Find the word "index" in the material below and gather every line that contains it.

%%

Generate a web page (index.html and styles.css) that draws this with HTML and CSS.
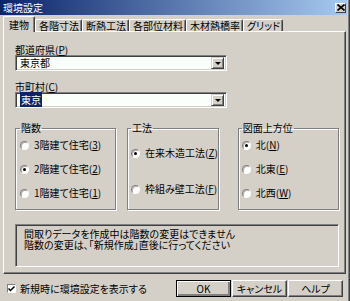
FILE: index.html
```html
<!DOCTYPE html>
<html lang="ja">
<head>
  <meta charset="UTF-8" />
  <title>環境設定</title>
  <link rel="stylesheet" href="styles.css">
</head>
<body>
  <div class="window">
    <div class="frame">
      <div class="titlebar">
        <span class="title">環境設定</span>
        <span class="close">
          <svg width="8" height="7" viewBox="0 0 8 7"><path d="M0.5 0.5 L7.5 6.5 M7.5 0.5 L0.5 6.5" stroke="#000" stroke-width="1.6"/></svg>
        </span>
      </div>

      <div class="tabs">
        <div class="tab active">建物</div>
        <div class="tab">各階寸法</div>
        <div class="tab">断熱工法</div>
        <div class="tab">各部位材料</div>
        <div class="tab">木材熱橋率</div>
        <div class="tab">グリッド</div>
      </div>

      <div class="panel">
        <div class="label first">都道府県(<u>P</u>)</div>
        <div class="combo">
          <div class="combo-field">東京都</div>
          <div class="combo-btn"><span class="arrow"></span></div>
        </div>

        <div class="label">市町村(<u>C</u>)</div>
        <div class="combo">
          <div class="combo-field"><span class="sel">東京</span></div>
          <div class="combo-btn"><span class="arrow"></span></div>
        </div>

        <div class="groups">
          <fieldset class="group g-floors">
            <legend>階数</legend>
            <div class="opt"><span class="radio"></span>3階建て住宅(<u>3</u>)</div>
            <div class="opt"><span class="radio on"></span>2階建て住宅(<u>2</u>)</div>
            <div class="opt"><span class="radio"></span>1階建て住宅(<u>1</u>)</div>
          </fieldset>
          <fieldset class="group g-method">
            <legend>工法</legend>
            <div class="opt"><span class="radio on"></span>在来木造工法(<u>Z</u>)</div>
            <div class="opt"><span class="radio"></span>枠組み壁工法(<u>F</u>)</div>
          </fieldset>
          <fieldset class="group g-dir">
            <legend>図面上方位</legend>
            <div class="opt"><span class="radio on"></span>北(<u>N</u>)</div>
            <div class="opt"><span class="radio"></span>北東(<u>E</u>)</div>
            <div class="opt"><span class="radio"></span>北西(<u>W</u>)</div>
          </fieldset>
        </div>

        <div class="note">間取りデータを作成中は階数の変更はできません<br>階数の変更は、「新規作成」直後に行ってください</div>
      </div>

      <div class="footer">
        <div class="check">
          <span class="box">
            <svg width="7" height="7" viewBox="0 0 7 7"><path d="M0.5 3.5 L2.5 5.5 L6.5 1.5" fill="none" stroke="#000" stroke-width="1.5"/></svg>
          </span>
          新規時に環境設定を表示する
        </div>
        <div class="buttons">
          <button class="btn default">OK</button>
          <button class="btn">キャンセル</button>
          <button class="btn">ヘルプ</button>
        </div>
      </div>
    </div>
  </div>
</body>
</html>
```

FILE: styles.css
```css
:root {
  --face: #d4d0c8;
  --shadow: #808080;
  --dark: #404040;
  --light: #ffffff;
  --navy: #0a246a;
}

* {
  box-sizing: border-box;
  margin: 0;
  padding: 0;
}

body {
  background: var(--face);
  font-family: "Noto Sans CJK JP", sans-serif;
  font-size: 10px;
  line-height: 10px;
  font-feature-settings: "palt";
  color: #000;
}

.window {
  width: 350px;
  height: 301px;
  background: var(--face);
  border-right: 1px solid var(--dark);
}

.frame {
  height: 100%;
  border-right: 1px solid var(--shadow);
  padding-right: 1px;
}

/* title bar */
.titlebar {
  height: 15px;
  background: linear-gradient(to right, var(--navy), #a6caf0);
  display: flex;
  align-items: center;
  justify-content: space-between;
  padding: 0 1px 0 3px;
}

.title {
  color: #fff;
  font-size: 10px;
}

.close {
  width: 11px;
  height: 10px;
  background: var(--face);
  border: 1px solid;
  border-color: var(--light) var(--dark) var(--dark) var(--light);
  display: flex;
  align-items: center;
  justify-content: center;
}

/* tabs */
.tabs {
  display: flex;
  align-items: flex-end;
  height: 16px;
  padding-left: 3px;
}

.tab {
  height: 12px;
  padding: 1px 2px 0 3px;
  border-top: 1px solid var(--light);
  border-left: 1px solid var(--light);
  border-right: 1px solid var(--dark);
  box-shadow: inset -1px 0 var(--shadow);
  border-radius: 2px 2px 0 0;
  white-space: nowrap;
}

.tab.active {
  height: 16px;
  padding: 3px 5px 0 5px;
  margin-bottom: -1px;
  background: var(--face);
  position: relative;
  z-index: 1;
}

/* tab page */
.panel {
  margin: 0 1px 0 3px;
  height: 243px;
  border-top: 1px solid var(--light);
  border-left: 1px solid var(--light);
  border-right: 1px solid var(--dark);
  border-bottom: 1px solid var(--dark);
  box-shadow: inset -1px -1px var(--shadow);
  padding-left: 11px;
}

.label {
  margin-top: 11px;
  height: 10px;
}

.label.first {
  margin-top: 13px;
}

.combo {
  width: 212px;
  height: 16px;
  display: flex;
  border: 1px solid;
  border-color: var(--shadow) var(--light) var(--light) var(--shadow);
  box-shadow: inset 1px 1px var(--dark), inset -1px -1px var(--face);
  background: #fbfffb;
  padding: 2px;
}

.combo-field {
  flex: 1;
  padding-left: 2px;
  line-height: 10px;
}

.sel {
  background: var(--navy);
  color: #fff;
  padding: 0 1px;
}

.combo-btn {
  width: 13px;
  height: 12px;
  margin-top: -1px;
  background: var(--face);
  border: 1px solid;
  border-color: var(--face) var(--dark) var(--dark) var(--face);
  box-shadow: inset 1px 1px var(--light), inset -1px -1px var(--shadow);
  display: flex;
  align-items: center;
  justify-content: center;
}

.arrow {
  width: 0;
  height: 0;
  border-left: 3px solid transparent;
  border-right: 3px solid transparent;
  border-top: 3px solid #000;
}

/* group boxes */
.groups {
  display: flex;
  margin-top: 15px;
}

.group {
  height: 87px;
  border: 1px solid var(--shadow);
  box-shadow: inset 1px 1px var(--light), 1px 1px var(--light);
  padding: 0 0 0 3px;
}

.group legend {
  padding: 0 1px;
  line-height: 10px;
  height: 10px;
}

.g-floors {
  width: 101px;
  padding-left: 4px;
}

.g-method {
  width: 91px;
  margin-left: 11px;
}

.g-dir {
  width: 101px;
  margin-left: 19px;
}

.opt {
  display: flex;
  align-items: center;
  height: 12px;
  margin-top: 12px;
  white-space: nowrap;
}

.g-floors .opt:first-of-type,
.g-dir .opt:first-of-type {
  margin-top: 6px;
}

.g-method .opt:first-of-type {
  margin-top: 14px;
}

.g-method .opt + .opt {
  margin-top: 24px;
}

.radio {
  width: 9px;
  height: 9px;
  border-radius: 50%;
  border: 1px solid;
  border-color: var(--shadow) var(--light) var(--light) var(--shadow);
  background: #fff;
  box-shadow: inset 1px 1px #b8b4ac;
  margin-right: 5px;
  display: flex;
  align-items: center;
  justify-content: center;
}

.radio.on::after {
  content: "";
  width: 3px;
  height: 3px;
  border-radius: 50%;
  background: #000;
}

/* message box */
.note {
  margin-top: 14px;
  width: 324px;
  height: 43px;
  border: 1px solid;
  border-color: var(--shadow) var(--light) var(--light) var(--shadow);
  box-shadow: inset 1px 1px var(--dark);
  padding: 3px 0 0 8px;
  line-height: 11px;
}

/* bottom row */
.footer {
  display: flex;
  align-items: center;
  margin-top: 6px;
  padding: 0 4px 0 7px;
}

.check {
  display: flex;
  align-items: center;
}

.box {
  width: 9px;
  height: 9px;
  border: 1px solid;
  border-color: var(--shadow) var(--light) var(--light) var(--shadow);
  background: #fff;
  margin-right: 4px;
  display: flex;
  align-items: center;
  justify-content: center;
}

.buttons {
  margin-left: auto;
  display: flex;
  gap: 1px;
}

.btn {
  width: 55px;
  height: 17px;
  font-family: inherit;
  font-size: 10px;
  line-height: 10px;
  font-feature-settings: "palt";
  background: var(--face);
  color: #000;
  border: 1px solid;
  border-color: var(--light) var(--dark) var(--dark) var(--light);
  box-shadow: inset -1px -1px var(--shadow);
}

.btn.default {
  border: 1px solid #000;
  box-shadow: inset 1px 1px var(--light), inset -2px -2px var(--shadow);
}
```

%%

=== Result of the task ===
Generate a web page (index.html and styles.css) that draws this with HTML and CSS.
FILE: index.html
  z-index: 1;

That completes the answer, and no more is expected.